Une vaste étude réalisée conjointement par l’Insee et l’Institut national d’études démographiques (Ined), rendue publique mardi 5 juillet, a permis d’établir les trajectoires familiales, scolaires et professionnelles de trois générations d’immigrés. Elle révèle notamment qu'en France un tiers de la population de moins de 60 ans a des origines étrangères.
L’Histoire et les différentes dynamiques migratoires ont façonné la diversité de la population hexagonale.
D’après l’enquête statistique Trajectoire et Origines, menée par l’Insee en partenariat avec l'Ined et publiée mardi 5 juillet, 21 % de la population française est liée à l'immigration : 9 % est immigrée (5,8 millions de personnes) et 12 % est descendante directe d'immigré (7,5 millions).
En outre, 10 % des moins de 60 ans sont des petits-enfants d'immigrés (4,7 millions). Au total, un tiers des personnes de moins de 60 ans (32 %) ont ainsi un lien avec l’immigration sur trois générations.
Autre enseignement, l'enquête relève la fréquence des unions mixtes, en particulier dans la deuxième génération. «A la seconde génération, une personne sur deux est issue d’un couple mixte, elle a un parent immigré et un qui ne l’est pas», a confirmé Jérôme Lê, chef de la cellule études et statistiques sur l’immigration à l’Insee. En effet, à la seconde génération 34 % de personnes venues de l’étranger vivent avec un autre immigré, contre 63 % à la première génération.
Les origines migratoires s’estompent un peu plus encore à la troisième génération où sur dix petits-enfants d’immigrés, neuf n’ont qu’un seul ou deux grands parents immigrés.
Une diversification des origines
D’après l’Insee «l’empreinte de la succession des flux d’immigration se lit plus nettement dans les origines géographiques par âge». Et pour cause, si les immigrés venus d’Afrique sont majoritaires entre 18 et 58 ans, ils redeviennent une minorité au-delà de 60 ans, au profit d’immigrés originaires d’Europe.
Les vagues migratoires en provenance d’Espagne et d’Italie ont précédé celles du Maghreb et du Portugal, puis, plus récemment celles d'Asie et des autres pays africains.
Une deuxième étude issue de la même enquête a cherché à mesurer la progression du niveau d'éducation sur trois générations des personnes issues de l'immigration.
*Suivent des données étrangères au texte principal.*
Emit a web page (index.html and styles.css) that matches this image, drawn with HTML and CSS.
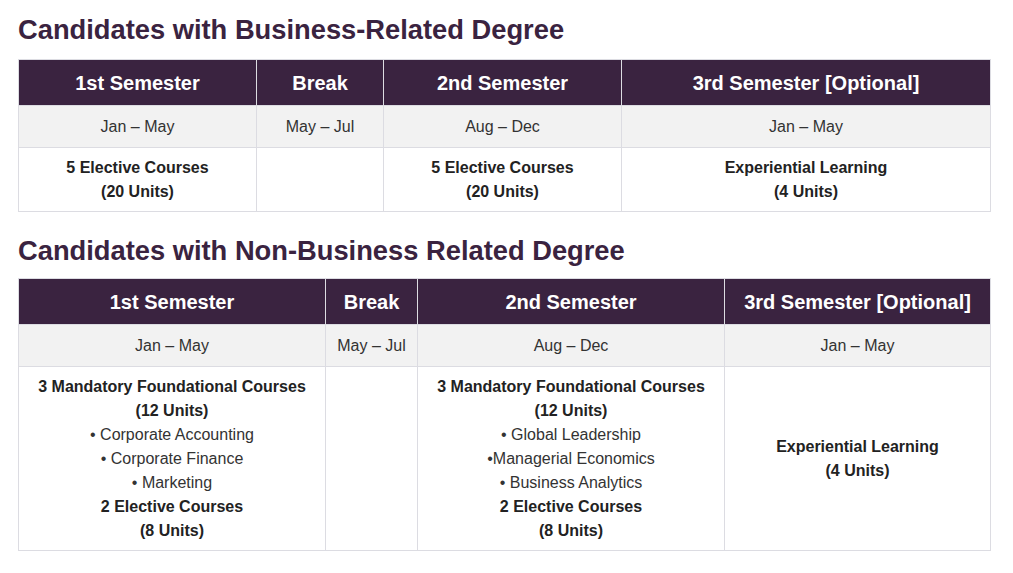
FILE: index.html
```html
<!DOCTYPE html>
<html lang="en">
<head>
<meta charset="utf-8">
<title>Program Schedule</title>
<link rel="stylesheet" href="styles.css">
</head>
<body>
<main class="page">
  <h2 class="title">Candidates with Business-Related Degree</h2>
  <table class="schedule schedule-a">
    <colgroup>
      <col class="c1"><col class="c2"><col class="c3"><col class="c4">
    </colgroup>
    <thead>
      <tr>
        <th>1st Semester</th>
        <th>Break</th>
        <th>2nd Semester</th>
        <th>3rd Semester [Optional]</th>
      </tr>
    </thead>
    <tbody>
      <tr class="dates">
        <td>Jan – May</td>
        <td>May – Jul</td>
        <td>Aug – Dec</td>
        <td>Jan – May</td>
      </tr>
      <tr class="courses">
        <td><strong>5 Elective Courses<br>(20 Units)</strong></td>
        <td></td>
        <td><strong>5 Elective Courses<br>(20 Units)</strong></td>
        <td><strong>Experiential Learning<br>(4 Units)</strong></td>
      </tr>
    </tbody>
  </table>

  <h2 class="title second">Candidates with Non-Business Related Degree</h2>
  <table class="schedule schedule-b">
    <colgroup>
      <col class="c1"><col class="c2"><col class="c3"><col class="c4">
    </colgroup>
    <thead>
      <tr>
        <th>1st Semester</th>
        <th>Break</th>
        <th>2nd Semester</th>
        <th>3rd Semester [Optional]</th>
      </tr>
    </thead>
    <tbody>
      <tr class="dates">
        <td>Jan – May</td>
        <td>May – Jul</td>
        <td>Aug – Dec</td>
        <td>Jan – May</td>
      </tr>
      <tr class="courses">
        <td><strong>3 Mandatory Foundational Courses<br>(12 Units)</strong><br>• Corporate Accounting<br>• Corporate Finance<br>• Marketing<br><strong>2 Elective Courses<br>(8 Units)</strong></td>
        <td></td>
        <td><strong>3 Mandatory Foundational Courses<br>(12 Units)</strong><br>• Global Leadership<br>•Managerial Economics<br>• Business Analytics<br><strong>2 Elective Courses<br>(8 Units)</strong></td>
        <td><strong>Experiential Learning<br>(4 Units)</strong></td>
      </tr>
    </tbody>
  </table>
</main>
</body>
</html>
```

FILE: styles.css
```css
html, body {
  margin: 0;
  padding: 0;
  background: #ffffff;
}

body {
  font-family: "Liberation Sans", Arial, Helvetica, sans-serif;
  color: #222222;
}

.page {
  padding: 13px 0 0 18px;
  width: 972px;
}

.title {
  margin: 0 0 13px 0;
  font-size: 27.3px;
  line-height: 33px;
  font-weight: 700;
  color: #3a2340;
}

.title.second {
  margin-top: 22px;
  margin-bottom: 11px;
}

.schedule {
  width: 972px;
  border-collapse: collapse;
  table-layout: fixed;
  text-align: center;
  font-size: 16px;
  line-height: 24px;
}

.schedule-a .c1 { width: 238px; }
.schedule-a .c2 { width: 127px; }
.schedule-a .c3 { width: 238px; }
.schedule-a .c4 { width: 369px; }

.schedule-b .c1 { width: 307px; }
.schedule-b .c2 { width: 92px; }
.schedule-b .c3 { width: 307px; }
.schedule-b .c4 { width: 266px; }

.schedule th,
.schedule td {
  border: 1px solid #dcdce2;
}

.schedule th {
  background: #3a2340;
  color: #ffffff;
  font-size: 20px;
  line-height: 28px;
  font-weight: 700;
  padding: 9px 6px 8px;
}

.schedule td {
  padding: 8px 6px 7px;
  vertical-align: middle;
}

.dates td {
  background: #f2f2f2;
  color: #333333;
  padding: 9px 6px 8px;
}

.courses td {
  background: #ffffff;
  color: #333333;
}

.courses strong {
  color: #222222;
  font-weight: 700;
}
```
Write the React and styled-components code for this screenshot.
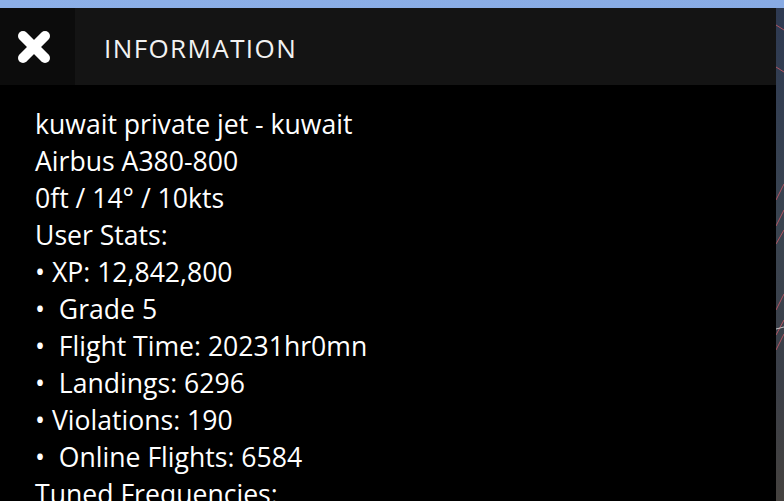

Elle porte sur les 30-59 ans titulaire d'une diplôme de bac+2 et plus. Les enfants de couples mixtes et les petits-enfants d'immigrés ont aussi souvent un diplôme du supérieur que «les descendants de natifs».
C'est moins le cas des enfants de deux parents d'immigrés, car leurs parents avaient au départ un niveau d'étude plus bas. En revanche, les diplômés du supérieur nés de parents d'origine extra-européenne ont plus de difficulté à accéder à des professions intermédiaires ou supérieures : 77% pour les enfants de natifs, contre 63 % pour ceux dont les parents viennent du Maghreb, 67 % d'Asie et 71 % d'Afrique.
Le nombre de personnes en France déclarant avoir subi des discriminations a augmenté de 14 % à 19 % par rapport à la dernière enquête parue il y a onze ans, indiquent l'Insee et l'Ined. Le premier motif de discrimination est l'origine (nationalité ou couleur de peau) pour 8 % d'entre elles, mais le sexe est devenu le premier motif de discrimination pour les femmes (10 %)
Considérée comme incompatible avec le modèle républicain, la production de statistiques ethniques est strictement encadrée en France où l’on ne distingue pas les individus en fonction de la couleur de peau ou de leurs origines. Toutefois cette enquête bat en brèche certaines idées reçues dans un pays où 7,5 millions de personnes sont issues de l’immigration.